**Exercise requirements**
Gather all lines from the material that contain "this".

**Supplied material**
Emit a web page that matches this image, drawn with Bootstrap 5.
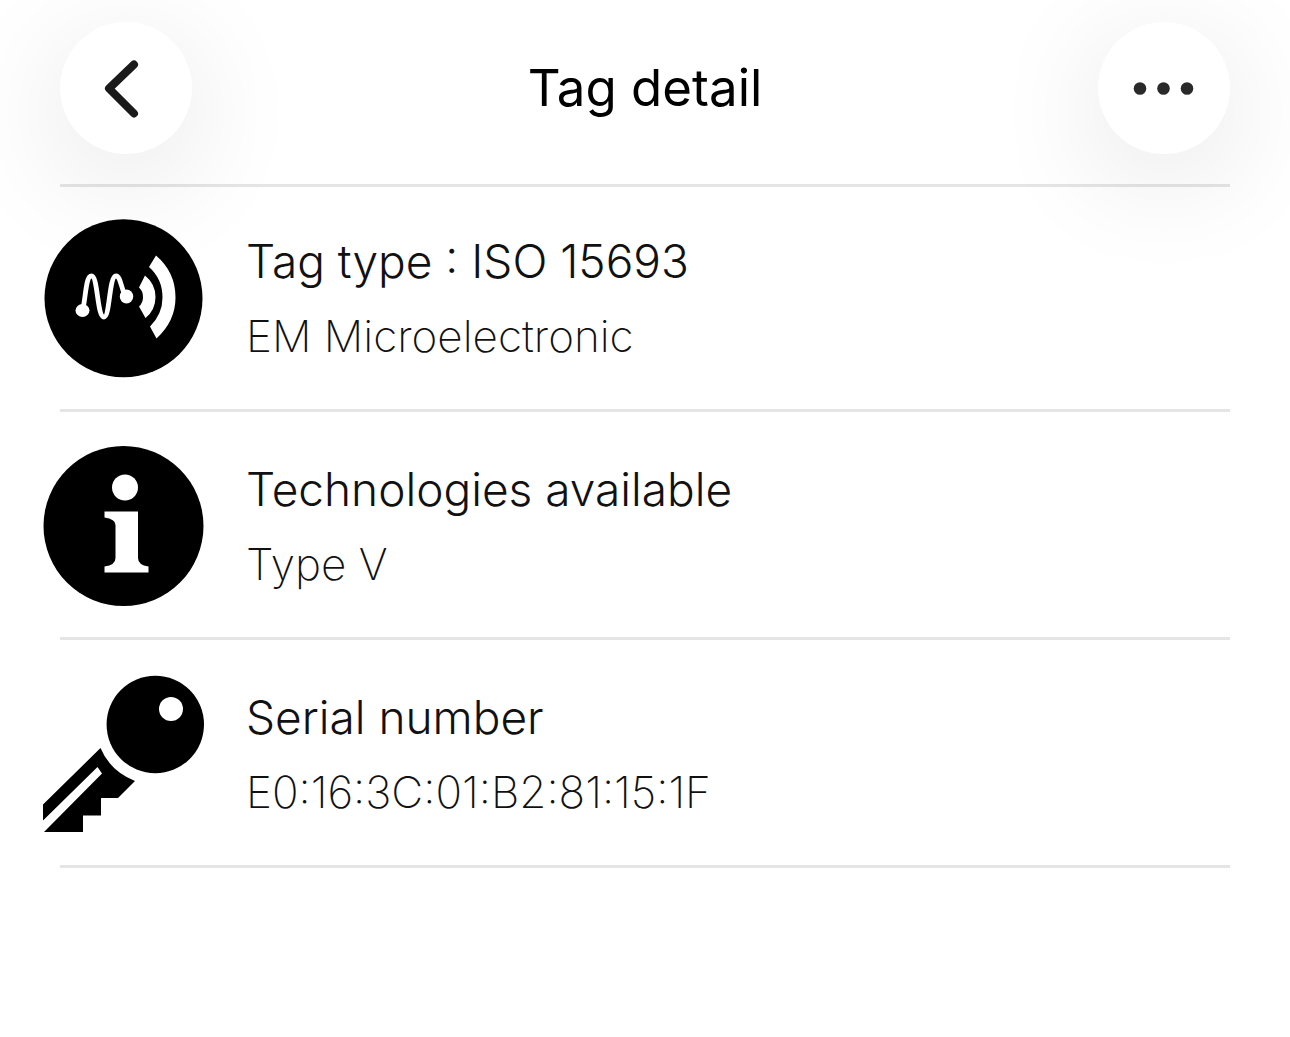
<!DOCTYPE html>
<html lang="en">
<head>
<meta charset="utf-8">
<meta name="viewport" content="width=device-width, initial-scale=1">
<title>Tag detail</title>
<link rel="stylesheet" href="https://cdn.jsdelivr.net/npm/bootstrap@5.3.0/dist/css/bootstrap.min.css">
<style>
body{font-family:Inter,"Liberation Sans",sans-serif;background:#fff;color:#111}
.page{padding:0 60px}
.top-bar{padding:22px 0 30px}
.round-btn{width:132px;height:132px;background:#fff;border:0;box-shadow:0 24px 120px rgba(0,0,0,.11)}
.page-title{font-size:51px;line-height:64px;font-weight:400;color:#000}
.tag-list{border-top:3px solid #e5e5e5}
.tag-row{padding:34px 0 31px;gap:42px;border-bottom:3px solid #e5e5e5}
.tag-row:first-child{padding-top:31px}
.tag-icon{width:161px;height:160px;margin-left:-17px}
.row-title{font-size:46px;line-height:60px;font-weight:300;margin:0 0 15px}
.row-sub{font-size:44px;line-height:60px;font-weight:200;margin:0}
</style>
<script src="https://cdn.jsdelivr.net/npm/bootstrap@5.3.0/dist/js/bootstrap.bundle.min.js"></script>
</head>
<body>
<div class="page">
  <header class="top-bar d-flex align-items-center justify-content-between">
    <button type="button" class="round-btn rounded-circle p-0" aria-label="Back">
      <svg class="d-block" width="132" height="132" viewBox="0 0 132 132" fill="none" stroke="#1a1a1a" stroke-width="8" stroke-linecap="round" stroke-linejoin="round"><path d="M74 42.500L49 66.500L74 91.500"/></svg>
    </button>
    <h1 class="page-title m-0">Tag detail</h1>
    <button type="button" class="round-btn rounded-circle p-0" aria-label="More options">
      <svg class="d-block" width="132" height="132" viewBox="0 0 132 132" fill="#2a2a2a"><circle cx="42" cy="66.500" r="6.300"/><circle cx="65.500" cy="66.500" r="6.300"/><circle cx="89" cy="66.500" r="6.300"/></svg>
    </button>
  </header>
  <main>
    <ul class="tag-list list-unstyled m-0">
      <li class="tag-row d-flex align-items-center">
        <svg class="tag-icon flex-shrink-0" viewBox="43 218 161 160" aria-hidden="true">
          <circle cx="123.500" cy="298.300" r="79"/>
          <path d="M83 309C86 294 86 276 91.500 276C98 276 97 317 104 317C110 317 109 276 116 276C120 276 121 286 124 293" fill="none" stroke="#fff" stroke-width="4.800"/>
          <ellipse cx="82.500" cy="310.500" rx="7" ry="6.500" fill="#fff"/>
          <ellipse cx="126.500" cy="296.500" rx="6.700" ry="7" fill="#fff"/>
          <path d="M145 275.500Q155.500 284 155.500 297Q155.500 310 145.500 318L139 306.500Q143 303 143 297Q143 291 139 287.500Z" fill="#fff"/>
          <path d="M156 255.500Q175.500 272 175.500 297.500Q175.500 321 156.500 338.500L150 326.500Q162.500 314 162.500 297.500Q162.500 279 149 267Z" fill="#fff"/>
        </svg>
        <div><h2 class="row-title">Tag type : ISO 15693</h2><p class="row-sub">EM Microelectronic</p></div>
      </li>
      <li class="tag-row d-flex align-items-center">
        <svg class="tag-icon flex-shrink-0" viewBox="43 446 161 160" aria-hidden="true">
          <circle cx="123.500" cy="526" r="80"/>
          <circle cx="125" cy="487.500" r="13" fill="#fff"/>
          <path d="M104.500 511.500H138V558Q138 565 148.500 566.500V572.500H104.500V566.500Q115.500 565 115.500 558V525Q115.500 519 104.500 517.500Z" fill="#fff"/>
        </svg>
        <div><h2 class="row-title">Technologies available</h2><p class="row-sub">Type V</p></div>
      </li>
      <li class="tag-row d-flex align-items-center">
        <svg class="tag-icon flex-shrink-0" viewBox="43 674 161 160" aria-hidden="true">
          <circle cx="155.300" cy="724.500" r="48.700"/>
          <circle cx="171" cy="709" r="12" fill="#fff"/>
          <path d="M100.500 748Q110 771 135 781L118 798H101V815.500H83V832H44L102 773.500L97.500 767L43 820.500V804.500Z"/>
        </svg>
        <div><h2 class="row-title">Serial number</h2><p class="row-sub">E0:16:3C:01:B2:81:15:1F</p></div>
      </li>
    </ul>
  </main>
</div>
</body>
</html>
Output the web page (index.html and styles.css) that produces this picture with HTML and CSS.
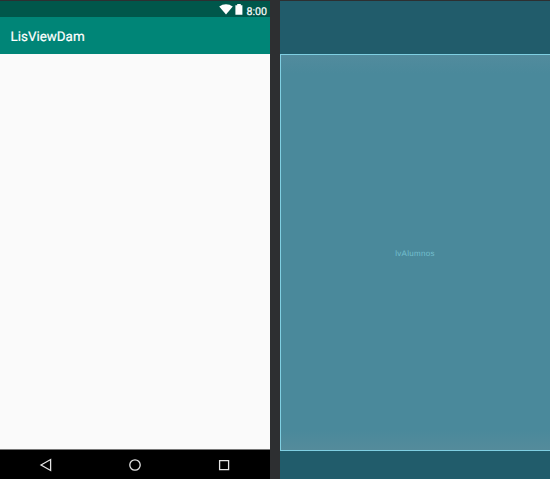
FILE: index.html
```html
<!DOCTYPE html>
<html lang="es">
<head>
<meta charset="utf-8">
<title>LisViewDam</title>
<link rel="stylesheet" href="styles.css">
</head>
<body>
<main class="editor">
  <section class="device">
    <div class="status-bar">
      <svg class="wifi" width="14" height="11" viewBox="0 0 14 11"><path d="M.2 2.6C4-.7 10-.7 13.8 2.6L7 10.6z"/></svg>
      <svg class="battery" width="8" height="11" viewBox="0 0 8 11"><path d="M2.2 0h3.6v1.2h1.6v9.6H.4V1.2h1.8z"/></svg>
      <span class="clock">8:00</span>
    </div>
    <header class="app-bar"><h1>LisViewDam</h1></header>
    <div class="content"></div>
    <nav class="nav-bar">
      <svg width="16" height="16" viewBox="0 0 16 16"><path d="M3 8l9.6-5.5v11z"/></svg>
      <svg width="16" height="16" viewBox="0 0 16 16"><circle cx="8" cy="8" r="5.2"/></svg>
      <svg width="16" height="16" viewBox="0 0 16 16"><path d="M3.6 3.6h9v9h-9z"/></svg>
    </nav>
  </section>
  <section class="blueprint">
    <div class="blueprint-list"><span class="label">lvAlumnos</span></div>
  </section>
</main>
</body>
</html>
```

FILE: styles.css
```css
* { box-sizing: border-box; }
body { margin: 0; background: #2d2f31; text-rendering: geometricPrecision; }
.editor {
  display: grid;
  grid-template-columns: 270px 270px;
  column-gap: 10px;
  height: 479px;
  padding-top: 1px;
  overflow: hidden;
}
.device {
  display: grid;
  grid-template-rows: 16px 37px 395px 30px;
  font-family: Roboto, sans-serif;
}
.status-bar {
  display: flex;
  justify-content: flex-end;
  padding: 3px 3px 0 0;
  background: #00574b;
  color: #fff;
}
.status-bar svg { fill: #fff; }
.wifi { margin-right: 2px; }
.battery { margin-right: 3px; }
.clock { font-size: 10.7px; font-weight: 400; line-height: 15px; -webkit-text-stroke: 0.2px #fff; }
.app-bar {
  display: flex;
  align-items: center;
  padding-left: 10.5px;
  background: #008577;
  color: #fff;
}
.app-bar h1 { margin: 4px 0 0; font-size: 13.4px; font-weight: 400; line-height: 16px; -webkit-text-stroke: 0.2px #fff; }
.content { background: #fafafa; }
.nav-bar {
  display: flex;
  justify-content: space-between;
  padding: 7px 38px 0 38px;
  border-top: 1px solid #777;
  background: #000;
}
.nav-bar svg { fill: none; stroke: #e4e4e4; stroke-width: 1.3; }
.blueprint { padding-top: 53px; background: #215c6b; }
.blueprint-list {
  display: flex;
  align-items: center;
  justify-content: center;
  height: 397px;
  border: solid #7fcfe2;
  border-width: 1px 0 1px 1px;
  background: linear-gradient(#528b9d, #4a899b 18px, #4a899b 375px, #548b9b);
  color: #73bfce;
  font: 8px/10px "Liberation Sans", sans-serif;
}
.label { margin: 2px 1px 0 0; letter-spacing: 0.3px; }
```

**Finished answer**
Emit a web page that matches this image, drawn with Bootstrap 5.
Output the web page (index.html and styles.css) that produces this picture with HTML and CSS.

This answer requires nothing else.